Briffaut sighed. ‘It gets worse. I sent Shrek down to talk to her. Read this.’
De Payns picked up the report that Briffaut pushed across his desk. It was open at the third page and de Payns scanned it quickly. He froze as he read the second paragraph:
OT’s wife does not speak Russian but heard the word #AZZAM# mentioned by OT and by the Russian who raped her. The word AZZAM was used many times by both parties before OT could no longer speak. OT’s wife does not know what AZZAM means. She did not disclose AZZAM to DGS investigators. She has not conducted subsequent inquiries into the meaning of AZZAM.
‘Shit,’ said de Payns, pushing the report back across the desk, paranoia rising.
Briffaut turned away from the window. ‘So, there’s a few knots to untangle.’
‘How is Lotus connected to Starkand?’ asked de Payns.
‘There’s that,’ said Briffaut. ‘But we also have a security problem in Paris, along with this headache: if Degarde talked about Azzam with the Russians, maybe he talked about the rest of the Lotus documents he brought back from Prague.’
‘Fucking Lotus,’ said de Payns, shaking his head. ‘I told Degarde to be careful. How is his family doing?’
‘In isolation and in shock. His wife can’t call anyone—not even her mother—and the daughter will be enrolled in a new school under a new name.’
De Payns wished he hadn’t asked: their lives were ruined. It was what he feared might happen to his own family someday.
He changed the subject. ‘Lotus might have thrown him under the bus, or perhaps Degarde fucked up somewhere.’
‘He did fuck up,’ said Briffaut. ‘He took a taxi home from Charles de Gaulle. We think there was a reception team checking diplomats at arrivals.’

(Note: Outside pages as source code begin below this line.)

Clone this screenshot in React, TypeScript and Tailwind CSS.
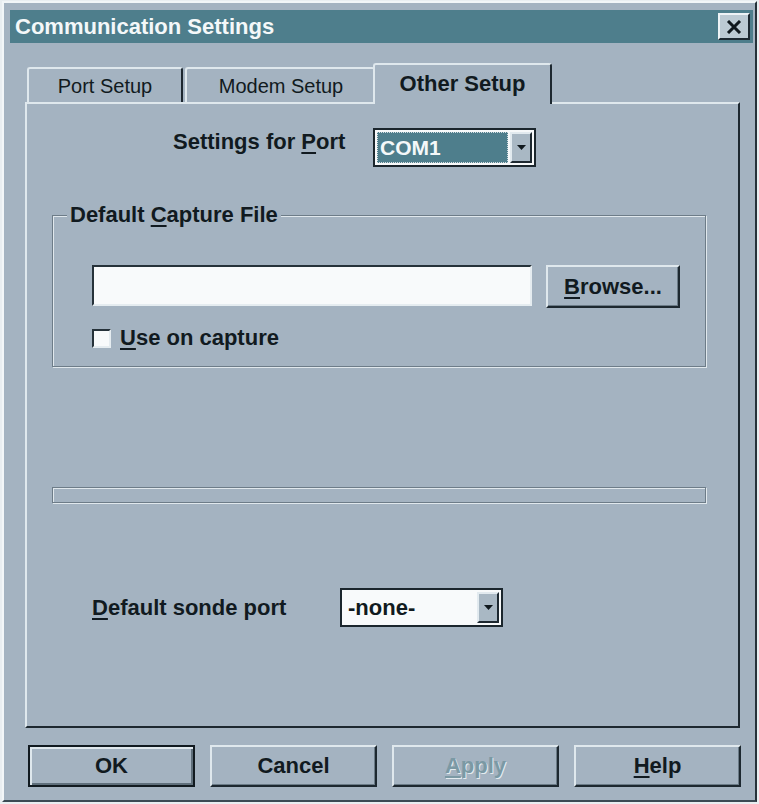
import React from "react";
import clsx from "clsx";

/**
 * Win95-style "Communication Settings" property sheet, Other Setup tab selected.
 */

function Hotkey({ children }: { children: React.ReactNode }) {
  return <span className="underline decoration-2 underline-offset-[3px]">{children}</span>;
}

function DropArrow() {
  return (
    <div className="flex w-[22px] items-center justify-center border-2 border-t-[#e2eaef] border-l-[#e2eaef] border-b-[#1d2830] border-r-[#1d2830] bg-[#a9b8c4]">
      <svg width="9" height="5" viewBox="0 0 9 5" aria-hidden>
        <path d="M0 0h9L4.5 5z" fill="#10181d" />
      </svg>
    </div>
  );
}

function DialogButton({
  children,
  isDefault,
  disabled,
  className = "h-[42px] w-[167px]",
}: {
  children: React.ReactNode;
  isDefault?: boolean;
  disabled?: boolean;
  className?: string;
}) {
  return (
    <button
      type="button"
      className={clsx(
        "flex shrink-0 items-center justify-center bg-[#a4b3c1] text-[22px] font-bold leading-none",
        className,
        isDefault
          ? "border-2 border-[#111a20] shadow-[inset_2px_2px_0_#dfe8ed,inset_-2px_-2px_0_#5f6f7b]"
          : "border-2 border-t-[#dfe8ed] border-l-[#dfe8ed] border-b-[#1d2830] border-r-[#1d2830] shadow-[inset_-1px_-1px_0_#6b7b87]",
        disabled ? "text-[#7b99a4] [text-shadow:1px_1px_0_#e3ebef]" : "text-[#111a20]"
      )}
    >
      {children}
    </button>
  );
}

export default function App() {
  return (
    <div className="h-[804px] w-[759px] overflow-hidden bg-[#e9eef1] pl-[2px] pt-[1px] font-['Liberation_Sans',Arial,sans-serif] text-[#111a20]">
      <div className="flex h-[801px] w-[755px] flex-col border-2 border-t-[#f2f6f8] border-l-[#f2f6f8] border-r-[#26323a] border-b-[#3b4a54] bg-[#a4b3c1] pl-[6px] pr-[2px] pt-[7px]">
        {/* title bar */}
        <div className="flex h-[33px] items-center justify-between bg-[#4e7e8c] pl-[5px] pr-[3px]">
          <span className="text-[22px] font-bold leading-none text-[#f4f8f9]">Communication Settings</span>
          <div className="flex h-[27px] w-[32px] items-center justify-center border-2 border-t-[#eef3f6] border-l-[#eef3f6] border-b-[#1d2830] border-r-[#1d2830] bg-[#bccad3]">
            <svg width="16" height="14" viewBox="0 0 16 14" aria-hidden>
              <path d="M2 1l12 12M14 1L2 13" stroke="#10181d" strokeWidth="3" />
            </svg>
          </div>
        </div>

        {/* tabs */}
        <div className="relative z-10 -mb-[2px] ml-[15px] mt-[20px] flex items-end pl-[2px]">
          <div className="mb-[2px] flex h-[35px] w-[156px] items-center justify-center rounded-t-[3px] border-2 border-b-0 border-t-[#dfe8ed] border-l-[#dfe8ed] border-r-[#1d2830] text-[20px] leading-none">
            Port Setup
          </div>
          <div className="mb-[2px] ml-[2px] flex h-[35px] w-[190px] items-center justify-center rounded-t-[3px] border-t-2 border-l-2 border-t-[#dfe8ed] border-l-[#dfe8ed] text-[20px] leading-none">
            Modem Setup
          </div>
          <div className="-ml-[2px] flex h-[41px] w-[179px] items-center justify-center rounded-t-[3px] border-2 border-b-0 border-t-[#dfe8ed] border-l-[#dfe8ed] border-r-[#1d2830] bg-[#a4b3c1] pb-[2px] text-[22px] font-bold leading-none">
            Other Setup
          </div>
        </div>

        {/* page */}
        <div className="ml-[15px] flex h-[626px] w-[715px] flex-col border-2 border-t-[#dfe8ed] border-l-[#dfe8ed] border-b-[#1d2830] border-r-[#1d2830]">
          <div className="mt-[24px] flex items-start pl-[146px]">
            <span className="mt-[3px] w-[200px] text-[22px] font-bold leading-none">
              Settings for <Hotkey>P</Hotkey>ort
            </span>
            <div className="flex h-[39px] w-[163px] border-2 border-[#1b262d] bg-[#f7f9fa] p-[2px]">
              <div className="mr-[2px] flex flex-1 items-center border border-dotted border-[#d5dee2] bg-[#4e7e8c] pl-[2px] text-[21px] font-bold leading-none text-[#f4f8f9]">
                COM1
              </div>
              <DropArrow />
            </div>
          </div>

          <fieldset className="ml-[25px] mt-[35px] w-[654px] min-w-0 border border-[#6d7c88] shadow-[inset_1px_1px_0_#e0e8ed,1px_1px_0_#e0e8ed]">
            <legend className="ml-[14px] bg-[#a4b3c1] px-[3px] text-[22px] font-bold leading-[26px]">
              Default <Hotkey>C</Hotkey>apture File
            </legend>
            <div className="pb-[17px] pl-[39px] pt-[37px]">
              <div className="flex items-start gap-[14px]">
                <div className="h-[41px] w-[440px] border-2 border-t-[#26323a] border-l-[#26323a] border-b-[#e5ecf0] border-r-[#e5ecf0] bg-[#f8fafb]" />
                <DialogButton className="h-[43px] w-[134px]">
                  <Hotkey>B</Hotkey>rowse...
                </DialogButton>
              </div>
              <div className="mt-[19px] flex items-center gap-[9px]">
                <div className="h-[19px] w-[19px] border-2 border-t-[#26323a] border-l-[#26323a] border-b-[#e5ecf0] border-r-[#e5ecf0] bg-[#f8fafb]" />
                <span className="text-[22px] font-bold leading-none">
                  <Hotkey>U</Hotkey>se on capture
                </span>
              </div>
            </div>
          </fieldset>

          <div className="ml-[25px] mt-[120px] h-[16px] w-[654px] border border-[#6d7c88] shadow-[inset_1px_1px_0_#e0e8ed,1px_1px_0_#e0e8ed]" />

          <div className="mt-[85px] flex items-center pl-[65px]">
            <span className="w-[248px] text-[22px] font-bold leading-none">
              <Hotkey>D</Hotkey>efault sonde port
            </span>
            <div className="flex h-[39px] w-[163px] border-2 border-[#1b262d] bg-[#f8fafb] p-[2px]">
              <div className="flex flex-1 items-center pl-[4px] text-[22px] font-bold leading-none">-none-</div>
              <DropArrow />
            </div>
          </div>
        </div>

        {/* dialog buttons */}
        <div className="ml-[18px] mt-[17px] flex gap-[15px]">
          <DialogButton isDefault>OK</DialogButton>
          <DialogButton>Cancel</DialogButton>
          <DialogButton disabled>
            <Hotkey>A</Hotkey>pply
          </DialogButton>
          <DialogButton>
            <Hotkey>H</Hotkey>elp
          </DialogButton>
        </div>
      </div>
    </div>
  );
}
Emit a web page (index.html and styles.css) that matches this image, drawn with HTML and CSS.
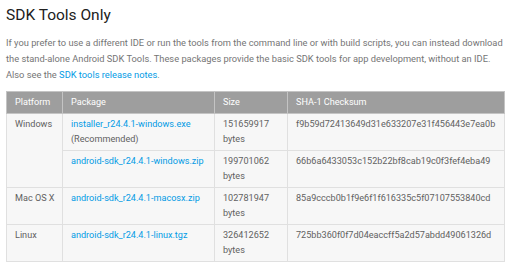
FILE: index.html
```html
<!DOCTYPE html>
<html lang="en">

<head>
  <meta charset="UTF-8">
  <meta name="viewport" content="width=device-width, initial-scale=1.0">
  <title>SDK Tools Only</title>
  <link rel="stylesheet" href="styles.css">
</head>

<body>
  <div class="sdk-section">
    <h2>SDK Tools Only</h2>

    <p class="intro">If you prefer to use a different IDE or run the tools from the command line or with build scripts, you can instead download the stand-alone Android SDK Tools. These packages provide the basic SDK tools for app development, without an IDE. Also see the <a href="#">SDK tools release notes</a>.</p>

    <table class="downloads">
      <colgroup>
        <col class="col-platform">
        <col class="col-package">
        <col class="col-size">
        <col class="col-sha">
      </colgroup>
      <thead>
        <tr>
          <th>Platform</th>
          <th>Package</th>
          <th>Size</th>
          <th>SHA-1 Checksum</th>
        </tr>
      </thead>
      <tbody>
        <tr>
          <td rowspan="2">Windows</td>
          <td><a href="#">installer_r24.4.1-windows.exe</a><br>(Recommended)</td>
          <td>151659917 bytes</td>
          <td>f9b59d72413649d31e633207e31f456443e7ea0b</td>
        </tr>
        <tr>
          <td><a href="#">android-sdk_r24.4.1-windows.zip</a></td>
          <td>199701062 bytes</td>
          <td>66b6a6433053c152b22bf8cab19c0f3fef4eba49</td>
        </tr>
        <tr>
          <td>Mac OS X</td>
          <td><a href="#">android-sdk_r24.4.1-macosx.zip</a></td>
          <td>102781947 bytes</td>
          <td>85a9cccb0b1f9e6f1f616335c5f07107553840cd</td>
        </tr>
        <tr>
          <td>Linux</td>
          <td><a href="#">android-sdk_r24.4.1-linux.tgz</a></td>
          <td>326412652 bytes</td>
          <td>725bb360f0f7d04eaccff5a2d57abdd49061326d</td>
        </tr>
      </tbody>
    </table>
  </div>
</body>

</html>
```

FILE: styles.css
```css
body {
  font-family: Roboto, 'Noto Sans', sans-serif;
  margin: 0;
  padding: 0 6px;
  background: white;
  color: #757575;
}

h2 {
  font-size: 15.5px;
  font-weight: 400;
  line-height: 20px;
  color: #212121;
  margin: 5px 0 10px;
}

.intro {
  font-size: 9.3px;
  line-height: 16px;
  margin: 0 0 8px;
}

a {
  color: #039be5;
  text-decoration: none;
}

.downloads {
  width: 499px;
  table-layout: fixed;
  border-collapse: collapse;
  font-size: 9.1px;
  line-height: 15.5px;
  color: #616161;
}

.col-platform {
  width: 56px;
}

.col-package {
  width: 152px;
}

.col-size {
  width: 73px;
}

.downloads th,
.downloads td {
  text-align: left;
  vertical-align: top;
  padding: 3px 4px 2px 8px;
  border: 1px solid #e0e0e0;
}

.downloads td:first-child {
  white-space: nowrap;
}

.downloads th {
  background: #9e9e9e;
  color: white;
  font-weight: 400;
  border-color: #c4c4c4;
}

.downloads td {
  background: #f7f7f7;
}
```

Briffaut changed tone. ‘So, we have Lotus dropping documents about Azzam, and we have Russian thugs killing one of our own over a conversation that centres on Azzam. I had a meeting today with the Europe section at DR, and we don’t understand the link between Lotus and the Russians. We need to be on that boat, so I guess you’ll be learning a new job.’
‘Me?’ replied de Payns, surprised.
‘Yes, you,’ said Briffaut, who was accustomed to OTs pushing back. ‘You have that ID of the barman, so after your relaxing long weekend, you’ll have two days’ training in a Paris hotel learning how to be a waiter.’
‘Why aren’t we using Aline?’ asked de Payns; he was already overstretched on his various identities and operations. ‘She usually does the hospitality jobs.’
‘Given the people we expect aboard Azzam, she’d attract the wrong kind of attention, if you see what I mean.’
De Payns did see. A shapely blonde French girl would be very conspicuous on a boat filled with Arabs and Russians. There’d be no blending into the scenery.
He sighed. ‘Thanks a lot, boss. Thanks to Degarde mentioning Azzam to the Russians, I can expect a spy hunt onboard.’
Briffaut lit another cigarette. ‘We have to at least try. I mean, one of our own died over this.’
‘I’ll do my Genoa report on Monday,’ said de Payns, moving for the door. ‘If I have the time between carrying plates and writing my last will and testament.’
Briffaut smirked. ‘Enjoy your long weekend. And close the door on your way out—I can’t get caught smoking.’